Per il Consiglio Nazionale delle Corporazioni
(21 aprile 1930)


      Il 21 aprile, nell'aula massima del Palazzo Senatorio in Campidoglio, S. E. Mussolini, presidente del Consiglio Nazionale delle Corporazioni, presenziò alla seduta inaugurale del Consiglio stesso. In questa occasione il Duce pronunciò il seguente discorso:

      Camerati! Signori!
      Prima di tracciare le linee di questo discorso ho voluto rileggere sulla Gazzetta Ufficiale il testo della legge 20 marzo 1930, n. 206, che istituisce il Consiglio nazionale delle Corporazioni. L'ho voluto rileggere per definire nella maniera più sintetica possibile l'istituto che ho il piacere e l'onore di inaugurare in questo giorno: Natale di Roma e Festa del Lavoro.
      La definizione può essere questa: il Consiglio nazionale delle Corporazioni è, nell'economia italiana, quello che lo Stato Maggiore è negli Eserciti: il cervello pensante che prepara e coordina.
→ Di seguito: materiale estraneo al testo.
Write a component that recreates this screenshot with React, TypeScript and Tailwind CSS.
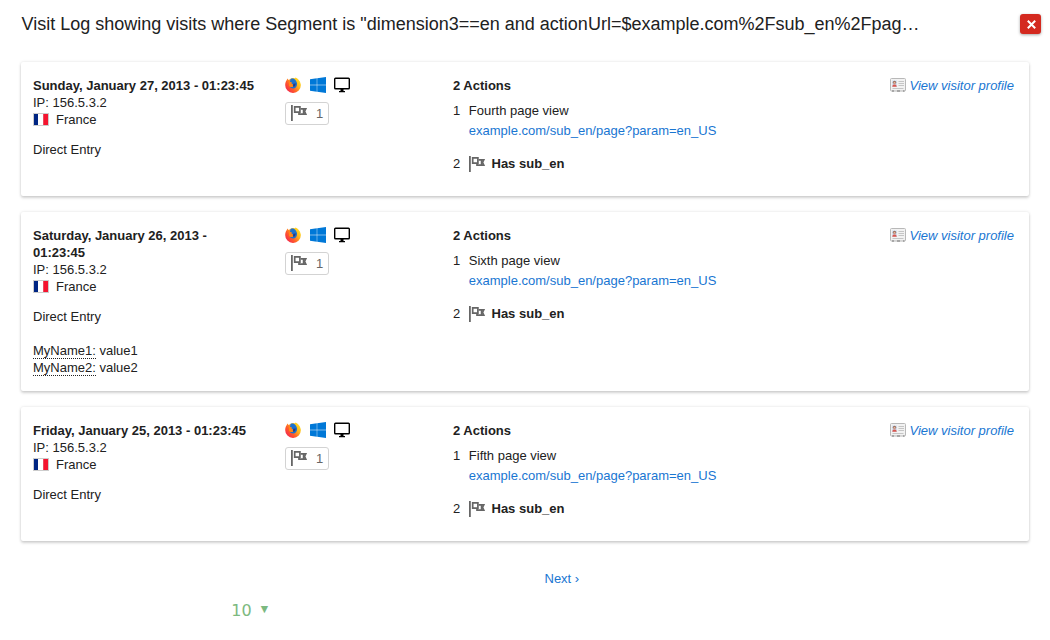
import React from "react";

type Visit = {
  date: string;
  title: string;
  variables?: [string, string][];
};

const visits: Visit[] = [
  { date: "Sunday, January 27, 2013 - 01:23:45", title: "Fourth page view" },
  {
    date: "Saturday, January 26, 2013 - 01:23:45",
    title: "Sixth page view",
    variables: [
      ["MyName1:", "value1"],
      ["MyName2:", "value2"],
    ],
  },
  { date: "Friday, January 25, 2013 - 01:23:45", title: "Fifth page view" },
];

function FirefoxIcon() {
  return (
    <svg className="block size-4" viewBox="0 0 16 16">
      <defs>
        <linearGradient id="fox" x1="0.95" y1="0.15" x2="0.15" y2="0.85">
          <stop offset="0" stopColor="#ffe226" />
          <stop offset="0.35" stopColor="#ffb41c" />
          <stop offset="0.7" stopColor="#ff5a2a" />
          <stop offset="1" stopColor="#f5304a" />
        </linearGradient>
      </defs>
      <path d="M1.600 3.200 2.500 1.600l1 1.300L5 2.200 7.500 .9l2.500 .3L10.600 .4c2.200 1 4.900 3.600 5.200 7.200A7.700 7.700 0 0 1 8 15.900 7.700 7.700 0 0 1 .2 8C.2 6 .7 4.500 1.600 3.200z" fill="url(#fox)" />
      <path d="M5.600 1.800C7.500 .9 9.500 1.500 10.600 3.200c1.800 2 2 5 .4 7-1.700 1.700-4.700 1.500-6.200-.2l2.800-1 1-1.300-2.400-.7 .7-1.200L5 4.800z" fill="#1a72cf" />
      <path d="M4 5l2.900.8-.7 1.100 2 .6-1.500 1.300 2 .6c-1.300 1-3.700.8-4.700-.6z" fill="#ff8a16" />
      <path d="M8.200 6.800l2.600-.4-.8 2.900-2 .4z" fill="#293c82" />
    </svg>
  );
}

function WindowsIcon() {
  return (
    <svg className="block size-4" viewBox="0 0 16 16" fill="#0078d7">
      <path d="M0 2.300 6.800 1.300v6.400H0zM7.200 1.200 16 0v7.700H7.200zM0 8.200h6.800v6.500L0 13.700zM7.200 8.200H16V16l-8.800-1.200z" />
    </svg>
  );
}

function DesktopIcon() {
  return (
    <svg className="block size-4" viewBox="0 0 16 16">
      <rect x="0.700" y="1.200" width="14.600" height="10.600" rx="0.800" fill="none" stroke="#000" strokeWidth="1.400" />
      <path d="M6.500 12h3v2H11v1.300H5V14h1.500z" fill="#000" />
    </svg>
  );
}

function GoalIcon() {
  return (
    <svg className="block size-4 shrink-0" viewBox="0 0 16 16" fill="none" stroke="#666">
      <path d="M.9 0v16" strokeWidth="1.800" />
      <path d="M3.700 1.800h5.200v5.400H3.700z" strokeWidth="1.700" />
      <path d="M9.600 3.800h5.200L13.500 6.400l1.300 2.800H8V7.500" strokeWidth="1.700" />
      <path d="M12.600 4v5" strokeWidth="1.700" />
    </svg>
  );
}

function ProfileIcon() {
  return (
    <svg className="block h-4 w-4" viewBox="0 0 16 16">
      <rect x="0.500" y="1.500" width="15" height="12.500" rx="1" fill="#f2f2f2" stroke="#b8b8b8" />
      <path d="M2 14h2m3 0h3m3 0h1.500" stroke="#777" />
      <rect x="2" y="3.500" width="5" height="6.500" fill="#d3dfef" />
      <circle cx="4.500" cy="5.300" r="1.600" fill="#8d6558" />
      <circle cx="4.500" cy="5.800" r="1" fill="#e9b295" />
      <path d="M2.300 9.800c0-1.800 1-2.300 2.200-2.300s2.200.5 2.200 2.300z" fill="#d9564d" />
      <path d="M8.500 4.500h5.500M8.500 6.500h5.500M8.500 8.500h5.500M2.500 11.500h11" stroke="#bfbfbf" strokeWidth="0.900" />
    </svg>
  );
}

function VisitCard({ visit }: { visit: Visit }) {
  return (
    <article
      className={`flex rounded-[2px] bg-white pl-3 pr-[15px] pt-[15px] shadow-[0_2px_3px_0_rgba(0,0,0,0.16),0_0_3px_0_rgba(0,0,0,0.12)] ${
        visit.variables ? "h-[179px]" : "h-[134px]"
      }`}
    >
      <div className="w-[252px] shrink-0 pr-[26px] leading-[17px]">
        <div className="font-bold">{visit.date}</div>
        <div>IP: 156.5.3.2</div>
        <div className="flex items-center">
          <svg className="mr-[7px] block h-[13px] w-4" viewBox="0 0 16 13">
            <path d="M0 0h16v13H0z" fill="#ccc" />
            <path d="M1 1h4v11H1z" fill="#002583" />
            <path d="M5 1h5v11H5z" fill="#fff" />
            <path d="M10.300 1H15v11h-4.700z" fill="#f5142f" />
          </svg>
          France
        </div>
        <div className="mt-[13px]">Direct Entry</div>
        {visit.variables && (
          <div className="mt-[17px]">
            {visit.variables.map(([name, value]) => (
              <div key={name}>
                <span className="border-b border-dotted border-[#212121]">{name}</span> {value}
              </div>
            ))}
          </div>
        )}
      </div>
      <div className="w-[168px] shrink-0">
        <div className="flex gap-[9px]">
          <FirefoxIcon />
          <WindowsIcon />
          <span className="-ml-px">
            <DesktopIcon />
          </span>
        </div>
        <div className="mt-[9px] flex h-[23px] w-11 rounded-[3px] border border-[#d3d3d3] pl-[5px] pt-[2px] text-[#666]">
          <GoalIcon />
          <span className="ml-[9px] leading-[18px]">1</span>
        </div>
      </div>
      <div className="flex-1">
        <div className="font-bold leading-[17px]">2 Actions</div>
        <div className="mt-[7px] flex leading-5">
          <span className="w-[15.800px]">1</span>
          <div>
            <div>{visit.title}</div>
            <a className="text-[#1976d2]">example.com/sub_en/page?param=en_US</a>
          </div>
        </div>
        <div className="mt-[13px] flex h-5 items-center">
          <span className="w-4">2</span>
          <GoalIcon />
          <span className="ml-[6.500px] font-bold">Has sub_en</span>
        </div>
      </div>
      <a className="flex h-[17px] items-center gap-[3.500px] italic text-[#1976d2]">
        <span className="-mt-px">
          <ProfileIcon />
        </span>
        View visitor profile
      </a>
    </article>
  );
}

export default function App() {
  return (
    <main className="h-[640px] overflow-hidden bg-white font-['Liberation_Sans',sans-serif] text-[13px] text-[#212121]">
      <header className="flex h-[62px] justify-between pl-[21.500px] pr-[9px]">
        <h1 className="pt-3 text-[18px] leading-6">
          Visit Log showing visits where Segment is "dimension3==en and actionUrl=$example.com%2Fsub_en%2Fpag…
        </h1>
        <button className="mt-[14px] flex h-5 w-[21px] items-center justify-center rounded-[3px] bg-[#d4291f] pl-px pt-px shadow-[0_1px_3px_rgba(0,0,0,0.35)]">
          <svg className="size-[9px]" viewBox="0 0 9 9" stroke="#fff" strokeWidth="2">
            <path d="M.8 .8l7.400 7.400M8.200 .8L.8 8.200" />
          </svg>
        </button>
      </header>
      <section className="flex flex-col gap-4 px-[21px]">
        {visits.map((visit) => (
          <VisitCard key={visit.date} visit={visit} />
        ))}
      </section>
      <nav className="mt-[29px] pl-[544.500px] leading-[17px] text-[#1976d2]">Next ›</nav>
      <div className="mt-3 flex items-center pl-[231.300px] font-['DejaVu_Sans',sans-serif] text-[16px] leading-6 text-[#7cb980]">
        10
        <span className="-mt-[4px] ml-[9px] text-[9.500px] leading-4">▼</span>
      </div>
    </main>
  );
}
La similitudine militare non vi dispiacerà, poiché quella che l'economia italiana deve combattere è veramente una rude, incessante guerra che richiede uno Stato Maggiore, dei quadri, delle truppe che siano, per il loro compito, all'altezza della situazione.
      L'economia italiana è qui rappresentata nelle sette Sezioni specificate nell'articolo 4 della legge, che certamente ognuno di noi conosce a memoria, anche perché è stata, durante due anni, dibattutissima. Ma questo Stato Maggiore ristretto si allarga nell'assemblea generale, quando all'ordine del giorno ci siano questioni, appunto, di ordine generale.
      È perfettamente logico che siano chiamati a partecipare all'assemblea generale i dirigenti del P.N.F. il quale, avendo fatto la Rivoluzione, non può essere mai straniato dagli istituti che la Rivoluzione stessa realizza in ogni campo; taluni direttori dei Ministeri interessati, utilissima innovazione per approfondire e rendere costanti i contatti tra le forze vive della Nazione e gli strumenti esecutivi delle amministrazioni dello Stato; il presidente delle Associazioni dei Mutilati e dei Combattenti, non solo per i problemi specifici interessanti quelle due categorie, ma per un riconoscimento morale dei loro sacrifici in guerra e della loro funzione in pace; e, finalmente, dieci persone che chiamerò esperti o piuttosto «periti», affermazione questa di notevole rilievo in quanto il Regime fascista non vuole esiliare la dottrina e gli uomini di pensiero o rinchiuderli nei loro studi o nei loro laboratori, ma desidera avere da essi un apporto concreto per le risoluzioni dei problemi economici, problemi che dopo le grandi guerre, dalle Puniche in poi, hanno sempre gravemente tormentato i popoli.